Now consider these scenarios in a virtualized storage environment equipped with the same 18-, 36-, and 73-GB drives.

• Scenario #1. With storage virtualization, the data and the mirror are striped across the 18-, 36-, and 73-GB drives, with some of the data going on each disk (Exhibit 7). What about the unused capacity? It is available for future use with no restrictions.

  Exhibit 7: Flexibility of Virtualized RAID-10 Volume

  

• Scenario #2 . An extra 9-GB RAID-10 volume can be achieved simply by striping the data across all the spindles in the system. Free space on any partially used drives can be utilized with any new storage added to the system — true virtualization.

These examples can be applied to systems with hundreds of drives.

Virtualization and Windows-Based Servers

Gradually, this type of virtualization technology is becoming a part of Windows-based servers.
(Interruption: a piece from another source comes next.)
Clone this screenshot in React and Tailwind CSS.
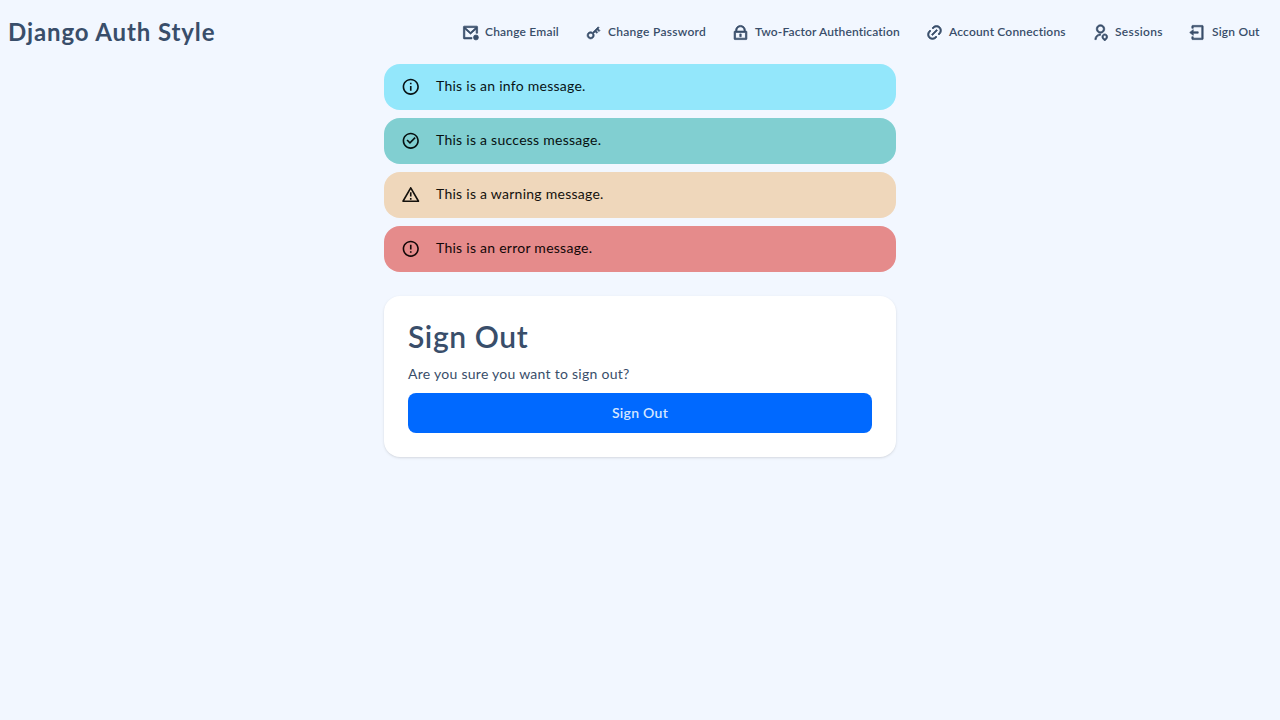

When fully incorporated, it will signal a new dawn in server disk administration. Instead of fiddling around at the device level, IT personnel will be able to manage their storage assets easily, thus leaving time to take care of other pressing matters. Further, this technology should make it possible to virtualize non-Windows-based storage resources within the enterprise and control them from a Windows server console. Until then, storage management will continue at its current level, and administrators will find themselves spending a lot of time managing an ever-growing number of disks and storage devices.